Monday 30 December 2019

Facts matter: an apology

Facts. They're important. Recently, talking on social media about a previous matter relating to Bleeding Cool and Rich Johnston specifically, I got something wrong and I owe Rich an apology.

To be clear: I don't like Bleeding Cool. I don't like what they do or the way they do it, but that isn't the issue here.

A few years back, I got a surprising amount of stick for criticising the wave of outrage directed at Jeremy Clarkson over his "striking public sector workers should be executed in front of their families" comment. People were aghast that I was "defending Jeremy Clarkson". Except that wasn't what I was doing. Clarkson's remark was the punchline to a perfectly good joke about the BBC's "balanced coverage" policy — my point, the principle I was defending, was that it is fundamentally wrong to strip words of their context and use them to claim someone said something that they patently didn't say. My point was that if we allowed such behaviour to go unchallenged then none of us is safe. 

If we allow someone to be misrepresented simply because we don't like them, or because the false statement or sentiment attributed to them aligns with our own feelings about them, then it stops being a principle and who will stand up for us when we're on the receiving end?

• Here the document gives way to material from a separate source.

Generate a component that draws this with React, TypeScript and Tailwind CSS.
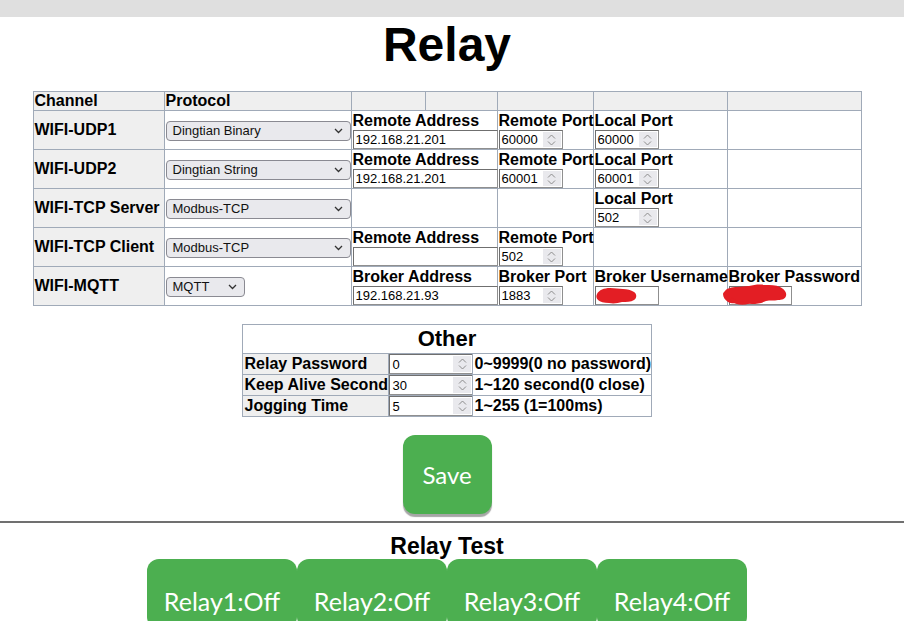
import React from "react";

const font = { fontFamily: '"Liberation Sans", Arial, sans-serif' };

function Chevron() {
  return (
    <svg width="9" height="6" viewBox="0 0 9 6" className="shrink-0">
      <path d="M1 1l3.5 3.5L8 1" fill="none" stroke="#333" strokeWidth="1.3" />
    </svg>
  );
}

function SelectBox({ value, w }: { value: string; w: string }) {
  return (
    <div
      className={`flex h-[20px] ${w} items-center justify-between rounded-[4px] border border-[#8a8a92] bg-[#e9e9ed] pl-[6px] pr-[7px] text-[13px] text-[#111]`}
    >
      <span>{value}</span>
      <Chevron />
    </div>
  );
}

function Spinner() {
  return (
    <div className="flex h-full w-[18px] flex-col items-center justify-center gap-[2px] bg-[#e9e9ed]">
      <svg width="9" height="5" viewBox="0 0 9 5">
        <path d="M1 4.5L4.5 1L8 4.5" fill="none" stroke="#8c8c8c" strokeWidth="1" />
      </svg>
      <svg width="9" height="5" viewBox="0 0 9 5">
        <path d="M1 0.5L4.5 4L8 0.5" fill="none" stroke="#8c8c8c" strokeWidth="1" />
      </svg>
    </div>
  );
}

function TextBox({ value, w }: { value?: string; w: string }) {
  return (
    <div
      className={`flex h-[19px] ${w} items-center border border-[#8f8f8f] border-t-[#6f6f6f] border-l-[#6f6f6f] bg-white pl-[2px] text-[13px] leading-none text-black`}
    >
      {value}
    </div>
  );
}

function NumBox({ value, w, h = "h-[19px]" }: { value: string; w: string; h?: string }) {
  return (
    <div
      className={`flex ${h} ${w} items-center justify-between border border-[#8f8f8f] border-t-[#6f6f6f] border-l-[#6f6f6f] bg-white py-[1px] pl-[2px] pr-[1px] text-[13px] leading-none text-black`}
    >
      <span>{value}</span>
      <Spinner />
    </div>
  );
}

function Labeled({ label, children }: { label: string; children: React.ReactNode }) {
  return (
    <div className="flex flex-col">
      <div className="whitespace-nowrap text-[16px] font-bold leading-[18px]">{label}</div>
      {children}
    </div>
  );
}

const bd = "border border-[#a0aab8]";
const td = `${bd} px-[1px] pt-[1px] pb-0 align-middle`;
const tdHead = `${bd} bg-[#efefef] px-[1px] py-0 text-left text-[16px] font-bold leading-[18px]`;
const tdName = `${bd} bg-[#efefef] px-[1px] py-0 text-[16px] font-bold whitespace-nowrap`;

// red marker scribbles hiding the credentials
function Scribble({ kind }: { kind: "user" | "pass" }) {
  if (kind === "user") {
    return (
      <svg width="42" height="17" viewBox="0 0 42 17" className="absolute left-[0px] top-[1px]">
        <path
          d="M2 7c2-4 7-6 13-6c5 0 9 1 13 1c4 0 8 1 11 3c3 2 3 6 0 8c-3 2-8 2-12 2c-4 1-8 2-13 1c-5 0-9-1-11-3c-2-2-2-4-1-6z"
          fill="#e31e24"
        />
      </svg>
    );
  }
  return (
    <svg width="68" height="21" viewBox="0 0 68 21" className="absolute left-[-7px] top-[-2px]">
      <path
        d="M3 7c2-3 7-4 12-4c4 0 8-1 12-1c5-1 10-2 16-1c5 0 11 0 15 2c4 2 7 5 6 9c-1 3-4 4-8 4c-4 1-8 0-12 1c-4 2-9 3-14 3c-5 0-8-1-12-1c-4 0-9 1-12-1c-3-2-5-5-5-8c0-1 1-2 2-3z"
        fill="#e31e24"
      />
      <path d="M9 15c5 4 12 5 18 3" stroke="#e31e24" strokeWidth="3" fill="none" />
    </svg>
  );
}

function OtherRow({ label, value, desc }: { label: string; value: string; desc: string }) {
  return (
    <tr>
      <td className={`${bd} bg-[#efefef] px-[1px] py-0 text-[16px] font-bold leading-[20px] whitespace-nowrap`}>
        {label}
      </td>
      <td className={`${bd} p-0`}>
        <NumBox value={value} w="w-[84px]" h="h-[20px]" />
      </td>
      <td className={`${bd} px-[1px] py-0 text-[16px] font-bold leading-[20px] whitespace-nowrap`}>{desc}</td>
    </tr>
  );
}

export default function App() {
  return (
    <div className="min-h-screen bg-white text-black" style={font}>
      <div className="h-[17px] bg-[#dfdfdf]" />
      <div className="flex w-[894px] flex-col items-center">
        <h1 className="mt-[1px] text-[48px] font-bold leading-[54px]">Relay</h1>

        <table className="mt-[19px] w-[828px] table-fixed border-collapse">
          <colgroup>
            <col className="w-[131px]" />
            <col className="w-[187px]" />
            <col className="w-[74px]" />
            <col className="w-[72px]" />
            <col className="w-[96px]" />
            <col className="w-[134px]" />
            <col className="w-[134px]" />
          </colgroup>
          <thead>
            <tr>
              <th className={tdHead}>Channel</th>
              <th className={tdHead}>Protocol</th>
              <th className={tdHead}></th>
              <th className={tdHead}></th>
              <th className={tdHead}></th>
              <th className={tdHead}></th>
              <th className={tdHead}></th>
            </tr>
          </thead>
          <tbody>
            <tr>
              <td className={tdName}>WIFI-UDP1</td>
              <td className={td}>
                <SelectBox value="Dingtian Binary" w="w-[185px]" />
              </td>
              <td className={td} colSpan={2}>
                <Labeled label="Remote Address">
                  <TextBox value="192.168.21.201" w="w-[145px]" />
                </Labeled>
              </td>
              <td className={td}>
                <Labeled label="Remote Port">
                  <NumBox value="60000" w="w-[64px]" />
                </Labeled>
              </td>
              <td className={td}>
                <Labeled label="Local Port">
                  <NumBox value="60000" w="w-[64px]" />
                </Labeled>
              </td>
              <td className={td}></td>
            </tr>
            <tr>
              <td className={tdName}>WIFI-UDP2</td>
              <td className={td}>
                <SelectBox value="Dingtian String" w="w-[185px]" />
              </td>
              <td className={td} colSpan={2}>
                <Labeled label="Remote Address">
                  <TextBox value="192.168.21.201" w="w-[145px]" />
                </Labeled>
              </td>
              <td className={td}>
                <Labeled label="Remote Port">
                  <NumBox value="60001" w="w-[64px]" />
                </Labeled>
              </td>
              <td className={td}>
                <Labeled label="Local Port">
                  <NumBox value="60001" w="w-[64px]" />
                </Labeled>
              </td>
              <td className={td}></td>
            </tr>
            <tr>
              <td className={tdName}>WIFI-TCP Server</td>
              <td className={td}>
                <SelectBox value="Modbus-TCP" w="w-[185px]" />
              </td>
              <td className={td} colSpan={2}></td>
              <td className={td}></td>
              <td className={td}>
                <Labeled label="Local Port">
                  <NumBox value="502" w="w-[64px]" />
                </Labeled>
              </td>
              <td className={td}></td>
            </tr>
            <tr>
              <td className={tdName}>WIFI-TCP Client</td>
              <td className={td}>
                <SelectBox value="Modbus-TCP" w="w-[185px]" />
              </td>
              <td className={td} colSpan={2}>
                <Labeled label="Remote Address">
                  <TextBox w="w-[145px]" />
                </Labeled>
              </td>
              <td className={td}>
                <Labeled label="Remote Port">
                  <NumBox value="502" w="w-[64px]" />
                </Labeled>
              </td>
              <td className={td}></td>
              <td className={td}></td>
            </tr>
            <tr>
              <td className={tdName}>WIFI-MQTT</td>
              <td className={td}>
                <SelectBox value="MQTT" w="w-[79px]" />
              </td>
              <td className={td} colSpan={2}>
                <Labeled label="Broker Address">
                  <TextBox value="192.168.21.93" w="w-[145px]" />
                </Labeled>
              </td>
              <td className={td}>
                <Labeled label="Broker Port">
                  <NumBox value="1883" w="w-[64px]" />
                </Labeled>
              </td>
              <td className={td}>
                <Labeled label="Broker Username">
                  <div className="relative w-[64px]">
                    <TextBox w="w-[64px]" />
                    <Scribble kind="user" />
                  </div>
                </Labeled>
              </td>
              <td className={td}>
                <Labeled label="Broker Password">
                  <div className="relative w-[63px]">
                    <TextBox w="w-[63px]" />
                    <Scribble kind="pass" />
                  </div>
                </Labeled>
              </td>
            </tr>
          </tbody>
        </table>

        <table className="mt-[18px] w-[408px] table-fixed border-collapse">
          <colgroup>
            <col className="w-[146px]" />
            <col className="w-[84px]" />
            <col className="w-[178px]" />
          </colgroup>
          <tbody>
            <tr>
              <td colSpan={3} className={`${bd} p-0 text-center text-[22px] font-bold leading-[28px]`}>
                Other
              </td>
            </tr>
            <OtherRow label="Relay Password" value="0" desc="0~9999(0 no password)" />
            <OtherRow label="Keep Alive Second" value="30" desc="1~120 second(0 close)" />
            <OtherRow label="Jogging Time" value="5" desc="1~255 (1=100ms)" />
          </tbody>
        </table>

        <button
          className="mt-[18px] flex h-[79px] w-[89px] items-center justify-center rounded-[12px] bg-[#4caf50] text-[24px] text-white shadow-[0_3px_1px_rgba(0,0,0,0.35)]"
          style={{ fontFamily: "Lato, sans-serif" }}
        >
          Save
        </button>
      </div>

      <div className="mt-[7px] border-t-2 border-[#707070]" />

      <div className="flex w-[894px] flex-col items-center">
        <h2 className="mt-[10px] text-[23px] font-bold leading-[26px]">Relay Test</h2>
        <div className="flex items-start" style={{ fontFamily: "Lato, sans-serif" }}>
          {["Relay1:Off", "Relay2:Off", "Relay3:Off", "Relay4:Off"].map((r) => (
            <button
              key={r}
              className="h-[70px] w-[150px] rounded-[12px] bg-[#4caf50] pt-[13px] text-[25px] leading-[30px] text-white"
            >
              <span className="block">{r}</span>
            </button>
          ))}
        </div>
      </div>
    </div>
  );
}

Which brings us to my apology. For the purposes of clarity, what I said (more or less) was that Bleeding Cool gave a platform to white supremacist Vox Day and that, when faced with a backlash, Rich Johnston was removed from his position and that this was obviously a transparent attempt at damage limitation because he was back in post a couple of days later as if nothing had happened.

To his credit, Rich sent me a perfectly civil email simply saying "That isn't true". So I googled the whole sorry affair.

And it isn't true. It was initially reported by some online sources that Rich had been removed, due (I think) to confusion between his role/job title at BC and that of Mark Seifert, author of the Vox Day interview.

I don't know now whether I missed the subsequent clarifications on this point, or whether my own inherent biases have cause me to remember the matter very selectively. 

It doesn't matter. I was wrong. People can (and have) argued at length about how much happens on BC without Rich's knowledge, and I think it's uncontroversial to say that the whole interview with Day was, at the very least, disastrously misjudged, but none of that matters, because facts matter and I made a specific accusation against a specific person based on incorrect information.

Truth and facts are under attack from all sides. There are people and organisations out there in the new and old media actively trying to undermine the very notion of objective 'fact' and they need to be resisted with every fibre of our being.

And that's the thing. Facts either matter, or they don't, and I believe that they do. We can't defend the notion of 'objective truth' if we only choose to defend it in instances that align with our own philosophical, moral or political positions. We have to be better than that. I have to be better than that.

Rich: I got this wrong. I'm sorry, and I wanted to set the record straight.